Struggling to project his voice, or move because of the excruciating pain from the injuries, Zimobe said he tried to put up a fight when the men demanded his belongings.

“There were people on the other side of the road hiking, so I thought they would see me,” he recalled. But the men were not deterred by his resistance, pressing both the knives against him. “One of them pulled out string,” he said.

That’s when he decided to stop resisting and give the robbers what they wanted.

After taking his belongings, the men tied his hands. That’s when Zimobe knew they weren’t just going to “rough” him up and let him go. “I started pleading with them,” he said, crying in what he described as unbearable pain as a male nurse changed his sheet.

“I begged them to please let me go as they had taken what they wanted and I even said that I wouldn’t report them to the police.” But his plea fell on deaf ears, and he was shoved on to the road.

“I remember going down. It was if I went down in a slow motion. The robbery happened so quickly, but I remember falling down so slowly. I remember hitting the road and thinking, this is it for me.”

As he tried to push himself up Zimobe said a truck came down the long stretch. “I heard it hooting repeatedly, but I couldn’t move. I made the shortest, but the most desperate prayer of my life.”

The truck missed his upper body, running over his legs and feet.

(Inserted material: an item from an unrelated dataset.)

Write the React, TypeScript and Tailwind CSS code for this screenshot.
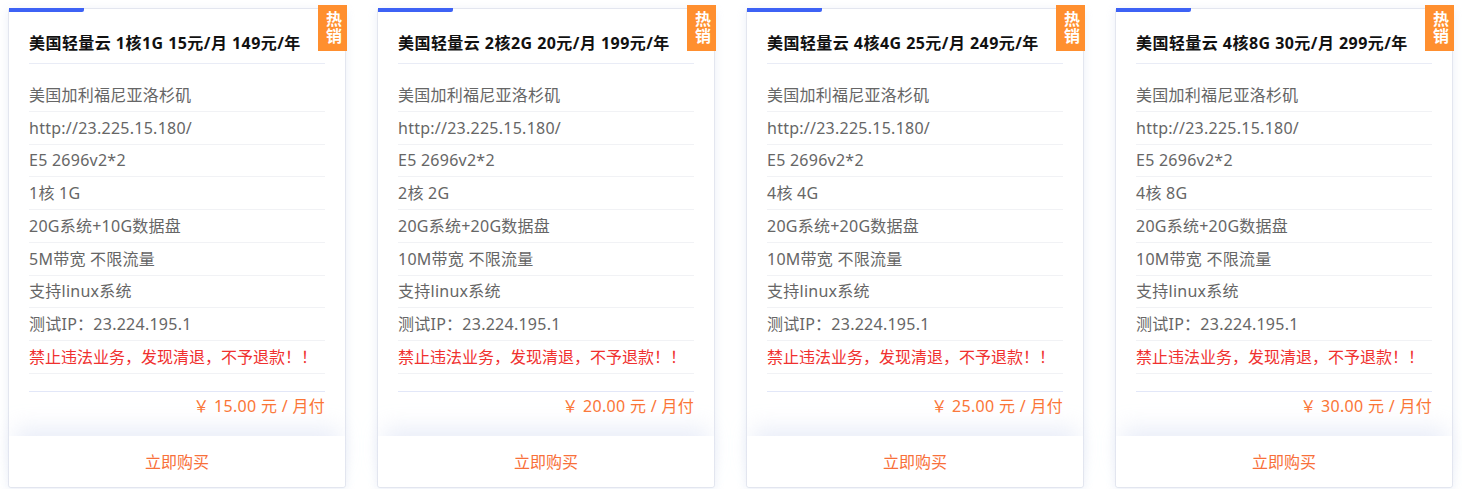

The truck driver stopped and alerted the police.

SAPS police spokesman captain Thulani Zwane confirmed the incident and said Montclair police were investigating the case, adding that no arrests had been made.

Metro police spokesman senior Superintendent Eugene Msomi said when they attended to the scene they thought it was a “straightforward” accident”.

“But when our video room guys alerted us to the footage which had been captured by CCTV cameras we were shocked that he survived such a malicious attack,” he said.

Although he didn’t know the extent of his injuries – one nurse said that he had broken his pelvis – Zimobe said he was grateful to be alive.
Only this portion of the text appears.